How to Talk about Risk in Software Development

Talking about risk is hard. Over the past couple years, I’ve adapted an approach from the book Waltzing With Bears by Tom DeMarco and Timothy Lister.

This approach focuses on two areas:

  • How to name a risk
  • How to identify the action being taken to manage the risk

Naming a Risk

Let’s start with a few basic definitions.

Problem: The event or situation that can go wrong on a project, usually the combination of impact and cause.

Risk: A problem which hasn’t yet occurred or materialized.

Materialize: The point at which a risk becomes a real problem requiring a team response.

So how does this help us name a risk? It allows us to tie the name to a concrete problem. For example, a risk on an e-commerce software project might be described as “Our payment gateway shuts down.” This name focuses on the cause but leaves out the impact. Here’s a name which includes a stab at the impact: “We can’t process online orders or refunds because the payment gateway shuts down.”

By including the impact in a risk’s name, we can build a more concrete understanding of its severity to share with key stakeholders. In other words, we can describe a potential future problem which has not yet materialized. This not only helps inform pre-emptive tactics (more below on that). It also helps to avoid a “sky is falling” scenario where folks ignore a risk in the worst possible way–without acknowledging that they’re ignoring it (more on this below as well).

In summary, a good way to describe a risk is by describing a future potential problem through its impact and cause.

Risk Actions

Once you’ve identified and accurately named your risks, your team and key stakeholder(s) can decide how to manage each one using the actions below. Let’s continue with the example of losing our payment gateway provider.


To avoid a risk, you can alter your plan in a way which eliminates the chance of it materializing into a problem. More concretely, you can avoid a risk by finding a different way of doing something which doesn’t carry the same risk, or you can decide not to implement the risky feature at all.

In our payment gateway example, one way to avoid the risk would be to accept payments only through cash, check, or a separate point of sale system–not through the software. Another option would be to become a payment gateway and process our own transactions, though we may trade our single risk for other risks in that case.


Containing a risk means adding sufficient budget and schedule to a project so that you can deal with the risk if it materializes into a problem. In our payment gateway example, it could mean estimating the time it would take to find, integrate with, and switch over to another payment gateway, then adding that cost to the budget and time to the schedule.
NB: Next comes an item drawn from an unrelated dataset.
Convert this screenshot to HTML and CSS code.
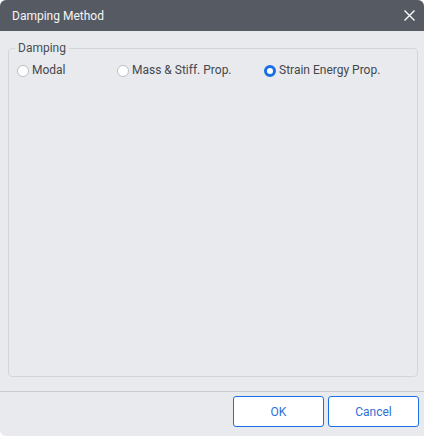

Containing is the most conservative action, and it is a good option when you’re feeling like the chance and cost of materialization is high.

The nature of some risks makes them good candidates for containment. One example I’d usually choose to contain is the risk of not being able to address multi-team integration issues when one team finishes much later than another. In this case, I’d prefer to add budget and schedule to both teams, presuming both issues will need to be addressed when integration begins and that either or both teams will deliver later than projected.


Mitigating a risk entails adding a little extra budget and time to a project so that you’ll be better prepared if a risk materializes into a problem. Contrary to common misuse of the term, mitigating a risk does not excuse you from continuing to monitor and manage it.

A good mitigation investment will yield a solid plan of containment for a problem, and maybe some forward thinking to reduce the cost of containment.

With our payment gateway risk, I’d probably mitigate it by building a software abstraction layer between our e-commerce application and the payment gateway when integrating with the gateway. I’d also do some research on alternate gateways and document the ones we could technically migrate to in a draft risk containment plan.


Evading a risk means ignoring it, doing nothing to mitigate it, and simply hoping it doesn’t materialize. This might sound weird or irresponsible, but I assure you, it’s very responsible.

By admitting that a risk can be ignored, you might be more likely to include low-probability risks on the list you discuss with your stakeholders. That’s very responsible, even if you don’t think it’s worth investing time or money in doing anything about it, because you can get your key stakeholders to agree to evade it. That way, if you’re ever unlucky enough to have one of these issues materialize into a problem, it will be harder for anyone to pretend that they were unaware of the risk.


  • Talk about risks with your team and stakeholders.
  • Describe them in the context of being a future problem, including impact and cause.
  • Agree on one of the four actions for every risk with your stakeholders: Avoid, Contain, Mitigate, or Evade.
  • Sleep better at night.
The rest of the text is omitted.